A chance meeting during an on-campus cocktail party in 2016 merged these two visions, resulting in what has now become a regular, spring break, field study trip for students from Wilson’s Botany course to the dual-island country off the coast of Venezuela.
“For the longest time I really wanted to take students to the tropics because when you go to the tropics, plants break all the rules,” says Wilson. “And Stephanie had long been seeking someone to connect a class, particularly an environmental class, with her deep cultural and historical associations with Trinidad and Tobago. With all the connections she had, it quickly became clear that we could create something that was really extraordinary.”
And that they did. This year’s spring break marked the fourth time students from Wilson’s Botany class have had the opportunity to participate in a field study that spans approximately 10 days. Funded primarily by Haverford’s CPGC, the trip took them into towns, rain forests, and even individual homes, and included a visit to a village where cacao is grown and chocolate made. They met with a local woman in her garden where they learned about the islands’ medicinal use of plants and watched traditional Afro-Trinidadian folktales enacted by performance poet and former Poet Laureate of Port of Spain Eintou Pearl Springer and her daughters Attillah and Dara.

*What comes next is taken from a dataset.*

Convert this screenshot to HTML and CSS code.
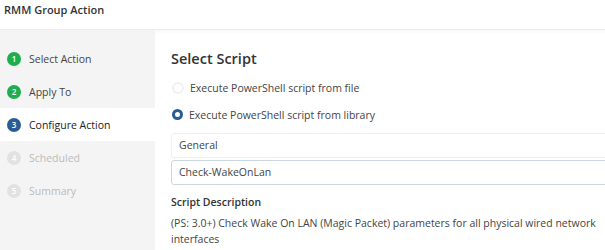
FILE: index.html
```html
<!DOCTYPE html>
<html lang="en">
<head>
  <meta charset="UTF-8">
  <title>RMM Group Action</title>
  <link rel="stylesheet" href="styles.css">
</head>
<body>
  <div class="dialog">
    <div class="dialog-header">RMM Group Action</div>
    <div class="dialog-body">
      <ul class="steps">
        <li class="step done"><span class="num">1</span>Select Action</li>
        <li class="step done"><span class="num">2</span>Apply To</li>
        <li class="step active"><span class="num">3</span>Configure Action</li>
        <li class="step"><span class="num">4</span>Scheduled</li>
        <li class="step"><span class="num">5</span>Summary</li>
      </ul>
      <div class="content">
        <h2>Select Script</h2>
        <label class="radio"><span class="dot"></span>Execute PowerShell script from file</label>
        <label class="radio checked"><span class="dot"></span>Execute PowerShell script from library</label>
        <div class="field">General</div>
        <div class="field focused">Check-WakeOnLan</div>
        <h3>Script Description</h3>
        <p class="desc">(PS: 3.0+) Check Wake On LAN (Magic Packet) parameters for all physical wired network interfaces</p>
      </div>
    </div>
  </div>
</body>
</html>
```

FILE: styles.css
```css
body {
  margin: 0;
  font-family: "Open Sans", Arial, sans-serif;
  color: #333;
  background: #fff;
  overflow: hidden;
}
.dialog {
  width: 640px;
  height: 250px;
}
.dialog-header {
  height: 29px;
  line-height: 20px;
  padding-left: 4px;
  font-size: 11px;
  font-weight: 600;
  color: #333;
  border-bottom: 1px solid #ececec;
  box-shadow: 0 2px 4px rgba(0, 0, 0, 0.03);
}
.dialog-body {
  display: flex;
  height: 220px;
}
.steps {
  list-style: none;
  margin: 0;
  padding: 12px 0 0;
  width: 155px;
  background: #f4f4f4;
  flex-shrink: 0;
}
.step {
  display: flex;
  align-items: center;
  height: 33px;
  padding-left: 7px;
  font-size: 10.5px;
  color: #bbb;
}
.step .num {
  width: 14px;
  height: 14px;
  border-radius: 50%;
  background: #e2e2e2;
  color: #fff;
  font-size: 8px;
  font-weight: 600;
  display: flex;
  align-items: center;
  justify-content: center;
  margin-right: 8px;
}
.step.done {
  color: #444;
}
.step.done .num {
  background: #1fae4f;
}
.step.active {
  background: #fff;
  color: #222;
}
.step.active .num {
  background: #2c5d92;
}
.content {
  flex: 1;
  padding: 19px 0 0 16px;
}
h2 {
  margin: 0 0 6px;
  font-size: 14.5px;
  font-weight: 600;
  color: #333;
}
.radio {
  display: flex;
  align-items: center;
  height: 27px;
  font-size: 10.5px;
  color: #444;
}
.radio .dot {
  width: 8px;
  height: 8px;
  border: 2px solid #f0f0f0;
  border-radius: 50%;
  margin: 0 6px 0 1px;
}
.radio.checked .dot {
  border: 3.5px solid #2c5d92;
  width: 5px;
  height: 5px;
}
.field {
  height: 23px;
  line-height: 23px;
  margin-top: 5px;
  padding-left: 7px;
  border: 1px solid #eeeeee;
  border-radius: 3px;
  font-size: 10.5px;
  color: #444;
}
.field.focused {
  margin-top: 2px;
  border-color: #cbd7e3;
}
h3 {
  margin: 10px 0 0;
  font-size: 10.5px;
  font-weight: 600;
  color: #333;
}
.desc {
  margin: 6px 0 0;
  font-size: 10.5px;
  line-height: 16px;
  color: #444;
  width: 440px;
}
```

“I set up a lot of cultural elements as well,” says Zukerman, who wrote her master’s thesis on the impact of migration on the cultural identities of Trinidadian immigrants in Philadelphia. “So there’s one day dedicated to learning about the East Indian population, and then another day when we do an African legacy tour. I wanted to make sure that the students had that cultural context in a way that’s equally balanced with the natural [science] part.”
This year, as in previous years, students were led by Jason Radix, one of Trinidad and Tobago's best known naturalist guides and an expert on the nearly 450 bird species that inhabit the two islands. “That was something I didn’t expect and was actually really cool,” says David Cole ’23, one of the students on the trip, who was grateful for the chance “to see all these beautifully colored different birds that I had never seen in my life and may never see again.” Observes Cole, “Since I have been back in the States, I notice more of the birds here. It sparked a new interest I didn’t really have before.”
Jessica Korgen ’24, says she really appreciated the hands-on learning the trip provided. “Actually seeing, feeling (and tasting) the plants we read about brought my understanding of the material to a whole new level. I applied for this trip for the plants but walked away with so much more knowledge from other fields than I ever expected. This trip had everything: birds, plants, culture, people, food, fish, beach, forest, swamp. I can’t believe how much we packed into 10 days without it feeling rushed.”
The trip in March was the first since the pandemic. “[In 2020], we were among the last people out of the country before it locked down,” says Wilson. For the first time since then, Zukerman returned to Trinidad and Tobago in January, using part of a family vacation to scout the Haverford trip. That was fortunate, she says, as some of the places they had visited and stayed in during previous trips had shut down entirely in the aftermath of the pandemic.
Says Professor Wilson about the field study, “It's really a beautiful synthesis of science, the environment, culture, and history. It's stuff you can't get from a textbook [or] from a classroom experience. A 30-minute conversation with somebody in the rainforest or in a neighborhood in Port of Spain can change the students' lives. And I'm really proud of that.”